Issues about child custody are often the hardest-fought battles in family law. Child custody can also be one of the most subjective determinations. When there is a contested child custody issue that a court needs to decide, the judge will make the decision based on particular factors set out in the Minnesota statutes. These factors are located at Minnesota statute 518.17. The court will weigh each of these factors and then determine which parent is more suitable to be the child’s custodian. If you have lost your child custody case, the key to understanding what happened usually lies in a better comprehension of the best interest factors.
The court’s main goal for any child custody determination is to safeguard the health and welfare of the child. If there are any issues in your home or in your parenting style that the court believes present a danger to the child, this will severely impact your chances of successfully gaining custody of your children.
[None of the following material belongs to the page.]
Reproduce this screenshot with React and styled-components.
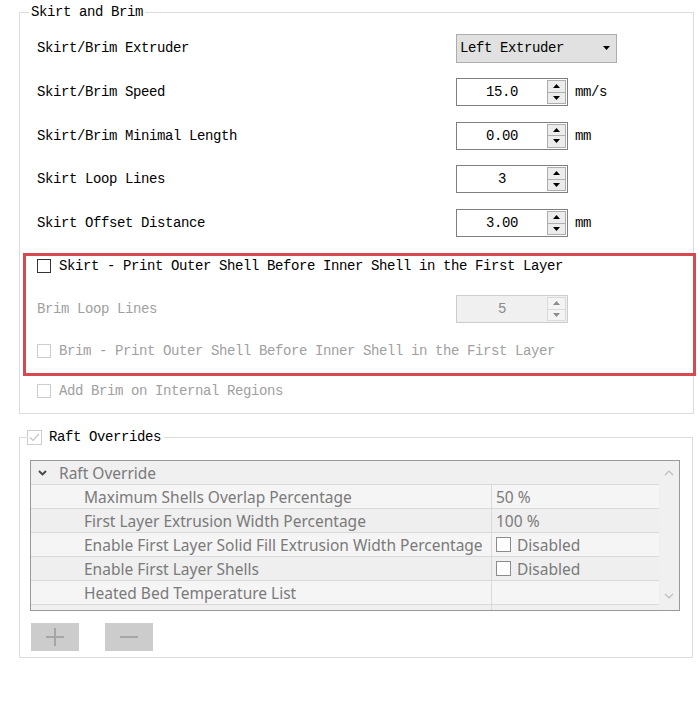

Some of the more common issues seen in these types of inquiries include substance abuse and domestic violence. If there have been accusations or charges of domestic violence between you and the other parent, this will weigh heavily against an award of custody. Similarly, if you have a documented history of substance abuse, the court is likely to believe that you will not be able to take care of the child’s health and daily needs. Keep in mind that the more remote in time your substance abuse problems and the longer track record of sobriety, the less the substance abuse will ultimately weigh in the custody case.
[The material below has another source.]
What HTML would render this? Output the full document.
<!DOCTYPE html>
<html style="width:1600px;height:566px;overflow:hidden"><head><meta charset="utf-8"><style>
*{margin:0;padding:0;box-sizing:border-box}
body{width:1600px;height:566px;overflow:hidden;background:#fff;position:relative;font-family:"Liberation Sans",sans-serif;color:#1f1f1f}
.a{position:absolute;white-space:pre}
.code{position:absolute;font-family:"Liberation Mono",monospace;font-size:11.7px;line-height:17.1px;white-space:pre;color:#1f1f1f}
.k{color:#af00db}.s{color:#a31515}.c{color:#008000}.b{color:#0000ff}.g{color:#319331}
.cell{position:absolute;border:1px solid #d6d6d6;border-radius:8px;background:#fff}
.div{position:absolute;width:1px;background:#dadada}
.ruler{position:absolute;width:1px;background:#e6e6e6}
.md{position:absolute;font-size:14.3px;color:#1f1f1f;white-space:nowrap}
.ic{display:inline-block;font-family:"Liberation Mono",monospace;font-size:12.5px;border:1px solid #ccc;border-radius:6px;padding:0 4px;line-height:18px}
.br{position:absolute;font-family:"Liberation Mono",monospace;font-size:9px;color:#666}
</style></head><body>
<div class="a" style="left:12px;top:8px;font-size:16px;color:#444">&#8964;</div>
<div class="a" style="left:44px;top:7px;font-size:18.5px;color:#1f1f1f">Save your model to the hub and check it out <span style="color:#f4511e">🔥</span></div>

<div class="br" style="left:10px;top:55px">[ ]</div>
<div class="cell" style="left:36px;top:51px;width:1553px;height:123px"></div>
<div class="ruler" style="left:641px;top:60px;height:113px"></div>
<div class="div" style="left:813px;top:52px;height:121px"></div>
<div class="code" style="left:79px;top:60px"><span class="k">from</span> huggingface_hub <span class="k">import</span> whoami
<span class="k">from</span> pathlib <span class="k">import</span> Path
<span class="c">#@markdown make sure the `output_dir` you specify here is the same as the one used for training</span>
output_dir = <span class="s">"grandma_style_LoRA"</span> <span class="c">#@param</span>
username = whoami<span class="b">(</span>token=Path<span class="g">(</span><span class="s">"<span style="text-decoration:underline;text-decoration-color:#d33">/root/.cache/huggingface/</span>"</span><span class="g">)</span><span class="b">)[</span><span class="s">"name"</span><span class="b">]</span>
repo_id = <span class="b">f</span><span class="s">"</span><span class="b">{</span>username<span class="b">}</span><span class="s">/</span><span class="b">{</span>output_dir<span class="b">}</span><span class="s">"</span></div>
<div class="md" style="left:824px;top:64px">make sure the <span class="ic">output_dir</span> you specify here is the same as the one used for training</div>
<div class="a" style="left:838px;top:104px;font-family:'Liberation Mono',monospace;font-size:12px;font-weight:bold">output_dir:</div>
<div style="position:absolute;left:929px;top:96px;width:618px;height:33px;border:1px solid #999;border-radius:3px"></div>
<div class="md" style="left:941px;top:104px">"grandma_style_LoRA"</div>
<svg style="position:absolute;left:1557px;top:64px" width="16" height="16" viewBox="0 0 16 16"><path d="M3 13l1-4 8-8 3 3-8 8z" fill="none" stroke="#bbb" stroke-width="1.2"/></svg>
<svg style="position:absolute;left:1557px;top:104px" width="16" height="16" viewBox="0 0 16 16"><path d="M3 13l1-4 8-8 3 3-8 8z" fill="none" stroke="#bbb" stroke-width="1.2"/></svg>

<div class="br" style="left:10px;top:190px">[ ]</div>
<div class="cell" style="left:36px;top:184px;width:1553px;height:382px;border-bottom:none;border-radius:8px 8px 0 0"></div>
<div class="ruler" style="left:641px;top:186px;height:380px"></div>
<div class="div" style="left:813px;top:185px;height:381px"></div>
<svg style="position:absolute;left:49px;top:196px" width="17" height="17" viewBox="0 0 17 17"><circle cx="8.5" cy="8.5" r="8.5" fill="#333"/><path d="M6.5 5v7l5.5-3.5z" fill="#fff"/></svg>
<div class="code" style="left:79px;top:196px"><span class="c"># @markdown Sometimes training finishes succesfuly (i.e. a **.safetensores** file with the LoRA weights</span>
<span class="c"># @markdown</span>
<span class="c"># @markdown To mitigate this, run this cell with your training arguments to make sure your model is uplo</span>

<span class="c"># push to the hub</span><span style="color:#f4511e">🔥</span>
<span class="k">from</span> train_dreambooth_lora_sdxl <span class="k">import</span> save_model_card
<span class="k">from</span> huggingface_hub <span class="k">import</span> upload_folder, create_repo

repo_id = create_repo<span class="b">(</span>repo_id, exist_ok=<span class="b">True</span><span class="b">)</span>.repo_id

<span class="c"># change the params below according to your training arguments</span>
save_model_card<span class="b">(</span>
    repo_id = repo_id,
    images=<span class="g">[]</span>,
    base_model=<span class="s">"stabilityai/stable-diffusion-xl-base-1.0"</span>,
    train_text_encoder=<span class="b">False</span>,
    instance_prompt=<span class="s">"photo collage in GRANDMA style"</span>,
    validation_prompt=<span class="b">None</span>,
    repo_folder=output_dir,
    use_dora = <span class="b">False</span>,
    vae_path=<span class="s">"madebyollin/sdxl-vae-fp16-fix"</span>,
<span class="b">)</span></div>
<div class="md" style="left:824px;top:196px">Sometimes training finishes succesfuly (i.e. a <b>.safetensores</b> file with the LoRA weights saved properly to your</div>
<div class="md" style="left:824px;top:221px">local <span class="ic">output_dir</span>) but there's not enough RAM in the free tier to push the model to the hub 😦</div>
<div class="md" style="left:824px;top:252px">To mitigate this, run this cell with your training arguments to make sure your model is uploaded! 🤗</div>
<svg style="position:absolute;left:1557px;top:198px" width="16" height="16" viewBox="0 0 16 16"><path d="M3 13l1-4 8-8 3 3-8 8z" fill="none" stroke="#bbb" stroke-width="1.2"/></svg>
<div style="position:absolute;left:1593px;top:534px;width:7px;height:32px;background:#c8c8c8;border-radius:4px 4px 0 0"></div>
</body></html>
Another reason why parents will often lose a custody case is the refusal or inability to work with the other parent in terms of parenting decisions. The willingness of each parent to encourage the child to love and bond with the other parent is a very important factor that the court will weigh heavily. If you have shown a refusal to cooperate with the other parent, then court will likely doubt your willingness to help the child maintain a close bond with the parent.
Finally, another reason a parent may lose the custody case is that he or she has not historically been the primary caregiver for the children. Stability and consistency is very important for children. The court will look to who historically has often been the one taking care of the children’s daily needs, such as getting them dressed, bathing them, taking them to school, and other mundane tasks.